→ **Task brief**:
Write the listing below out again exactly, dropping the images.

→ **Provided material**:
---------------

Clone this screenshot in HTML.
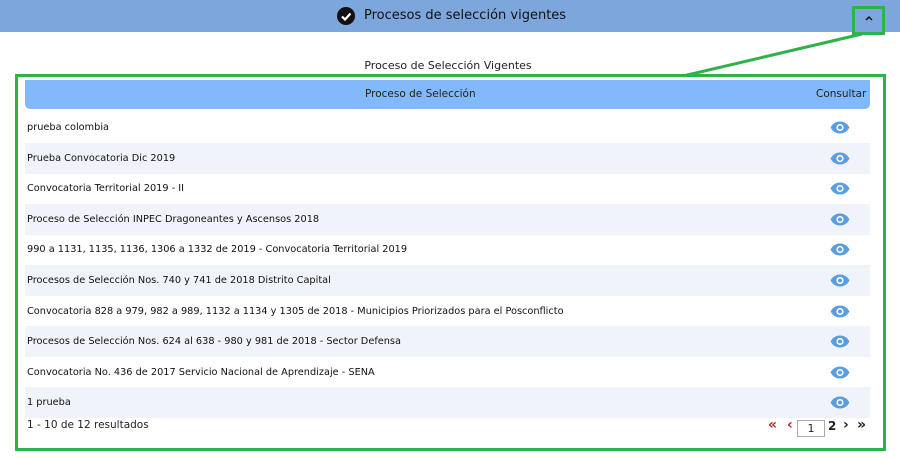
<!DOCTYPE html>
<html><head><meta charset="utf-8"><style>
body{margin:0;width:900px;height:460px;background:#fff;font-family:"DejaVu Sans","Liberation Sans",sans-serif;position:relative;overflow:hidden;color:#222}
.top{position:absolute;left:0;top:0;width:900px;height:32px;background:#7da7dc}
.top .t{position:absolute;left:364px;top:8px;font-size:13px;color:#111}
.chk{position:absolute;left:337px;top:7px;width:18px;height:18px;border-radius:50%;background:#111}
.g{position:absolute;border:3px solid #2db34a;box-sizing:border-box}
.cap{position:absolute;left:-2px;width:900px;text-align:center;top:59px;font-size:11px}
.hd{position:absolute;left:25px;top:80px;width:845px;height:29px;background:#82b9fa;border-radius:0 0 5px 5px;font-size:10.5px}
.row{position:absolute;left:25px;width:845px;height:31px;font-size:9.75px;line-height:31px;color:#111}
.row span{position:absolute;left:2px}
.row.a{background:#f0f4fa}
.eye{position:absolute;left:805px;top:9px}
.p{position:absolute;top:417px;font-size:14px;font-weight:bold}
</style></head><body>
<div class="top"><div class="chk"><svg width="18" height="18"><path d="M5 9.5l3 3 5.5-6" stroke="#fff" stroke-width="2.2" fill="none"/></svg></div><div class="t">Procesos de selección vigentes</div>
<svg style="position:absolute;left:865px;top:15px" width="8" height="6"><path d="M1 5l3-3 3 3" stroke="#111" stroke-width="1.5" fill="none"/></svg></div>
<div class="g" style="left:852px;top:6px;width:33px;height:29px"></div>
<svg style="position:absolute;left:0;top:0" width="900" height="460"><line x1="862" y1="34" x2="683" y2="76" stroke="#2db34a" stroke-width="3"/></svg>
<div class="cap">Proceso de Selección Vigentes</div>
<div class="g" style="left:15px;top:74px;width:871px;height:377px"></div>
<div class="hd"><span style="position:absolute;left:340px;top:8px">Proceso de Selección</span><span style="position:absolute;left:791px;top:8px">Consultar</span></div>
<div id="rows"></div>
<div style="position:absolute;left:27px;top:419px;font-size:10.5px">1 - 10 de 12 resultados</div>
<div class="p" style="left:768px;color:#b22;letter-spacing:-2px">«</div>
<div class="p" style="left:787px;color:#b22">‹</div>
<div style="position:absolute;left:797px;top:420px;width:26px;height:15px;border:1px solid #aaa;font-size:11px;text-align:center;line-height:15px">1</div>
<div class="p" style="left:828px;top:419px;font-size:12px">2</div>
<div class="p" style="left:843px">›</div>
<div class="p" style="left:857px;letter-spacing:-2px">»</div>
<script>
var t=["prueba colombia","Prueba Convocatoria Dic 2019","Convocatoria Territorial 2019 - II","Proceso de Selección INPEC Dragoneantes y Ascensos 2018","990 a 1131, 1135, 1136, 1306 a 1332 de 2019 - Convocatoria Territorial 2019","Procesos de Selección Nos. 740 y 741 de 2018 Distrito Capital","Convocatoria 828 a 979, 982 a 989, 1132 a 1134 y 1305 de 2018 - Municipios Priorizados para el Posconflicto","Procesos de Selección Nos. 624 al 638 - 980 y 981 de 2018 - Sector Defensa","Convocatoria No. 436 de 2017 Servicio Nacional de Aprendizaje - SENA","1 prueba"];
var h="";t.forEach(function(s,i){h+='<div class="row'+(i%2?' a':'')+'" style="top:'+(112+i*30.6)+'px"><span>'+s+'</span><svg class="eye" width="20" height="13" viewBox="0 0 20 13"><path d="M0.5 6.5C3 2 6.5 0.5 10 0.5S17 2 19.5 6.5C17 11 13.5 12.5 10 12.5S3 11 0.5 6.5Z" fill="#5b9ee0"/><circle cx="10" cy="6.5" r="3.6" fill="#fff"/><circle cx="10" cy="6.5" r="2" fill="#5b9ee0"/></svg></div>'});
document.getElementById("rows").innerHTML=h;
</script>
</body></html>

---------------

→ **Exercise response**:
Clone this screenshot in HTML.
<!DOCTYPE html>
<html><head><meta charset="utf-8"><style>
body{margin:0;width:900px;height:460px;background:#fff;font-family:"DejaVu Sans","Liberation Sans",sans-serif;position:relative;overflow:hidden;color:#222}
.top{position:absolute;left:0;top:0;width:900px;height:32px;background:#7da7dc}
.top .t{position:absolute;left:364px;top:8px;font-size:13px;color:#111}
.chk{position:absolute;left:337px;top:7px;width:18px;height:18px;border-radius:50%;background:#111}
.g{position:absolute;border:3px solid #2db34a;box-sizing:border-box}
.cap{position:absolute;left:-2px;width:900px;text-align:center;top:59px;font-size:11px}
.hd{position:absolute;left:25px;top:80px;width:845px;height:29px;background:#82b9fa;border-radius:0 0 5px 5px;font-size:10.5px}
.row{position:absolute;left:25px;width:845px;height:31px;font-size:9.75px;line-height:31px;color:#111}
.row span{position:absolute;left:2px}
.row.a{background:#f0f4fa}
.eye{position:absolute;left:805px;top:9px}
.p{position:absolute;top:417px;font-size:14px;font-weight:bold}
</style></head><body>
<div class="top"><div class="chk"><svg width="18" height="18"><path d="M5 9.5l3 3 5.5-6" stroke="#fff" stroke-width="2.2" fill="none"/></svg></div><div class="t">Procesos de selección vigentes</div>
<svg style="position:absolute;left:865px;top:15px" width="8" height="6"><path d="M1 5l3-3 3 3" stroke="#111" stroke-width="1.5" fill="none"/></svg></div>
<div class="g" style="left:852px;top:6px;width:33px;height:29px"></div>
<svg style="position:absolute;left:0;top:0" width="900" height="460"><line x1="862" y1="34" x2="683" y2="76" stroke="#2db34a" stroke-width="3"/></svg>
<div class="cap">Proceso de Selección Vigentes</div>
<div class="g" style="left:15px;top:74px;width:871px;height:377px"></div>
<div class="hd"><span style="position:absolute;left:340px;top:8px">Proceso de Selección</span><span style="position:absolute;left:791px;top:8px">Consultar</span></div>
<div id="rows"></div>
<div style="position:absolute;left:27px;top:419px;font-size:10.5px">1 - 10 de 12 resultados</div>
<div class="p" style="left:768px;color:#b22;letter-spacing:-2px">«</div>
<div class="p" style="left:787px;color:#b22">‹</div>
<div style="position:absolute;left:797px;top:420px;width:26px;height:15px;border:1px solid #aaa;font-size:11px;text-align:center;line-height:15px">1</div>
<div class="p" style="left:828px;top:419px;font-size:12px">2</div>
<div class="p" style="left:843px">›</div>
<div class="p" style="left:857px;letter-spacing:-2px">»</div>
<script>
var t=["prueba colombia","Prueba Convocatoria Dic 2019","Convocatoria Territorial 2019 - II","Proceso de Selección INPEC Dragoneantes y Ascensos 2018","990 a 1131, 1135, 1136, 1306 a 1332 de 2019 - Convocatoria Territorial 2019","Procesos de Selección Nos. 740 y 741 de 2018 Distrito Capital","Convocatoria 828 a 979, 982 a 989, 1132 a 1134 y 1305 de 2018 - Municipios Priorizados para el Posconflicto","Procesos de Selección Nos. 624 al 638 - 980 y 981 de 2018 - Sector Defensa","Convocatoria No. 436 de 2017 Servicio Nacional de Aprendizaje - SENA","1 prueba"];
var h="";t.forEach(function(s,i){h+='<div class="row'+(i%2?' a':'')+'" style="top:'+(112+i*30.6)+'px"><span>'+s+'</span><svg class="eye" width="20" height="13" viewBox="0 0 20 13"><path d="M0.5 6.5C3 2 6.5 0.5 10 0.5S17 2 19.5 6.5C17 11 13.5 12.5 10 12.5S3 11 0.5 6.5Z" fill="#5b9ee0"/><circle cx="10" cy="6.5" r="3.6" fill="#fff"/><circle cx="10" cy="6.5" r="2" fill="#5b9ee0"/></svg></div>'});
document.getElementById("rows").innerHTML=h;
</script>
</body></html>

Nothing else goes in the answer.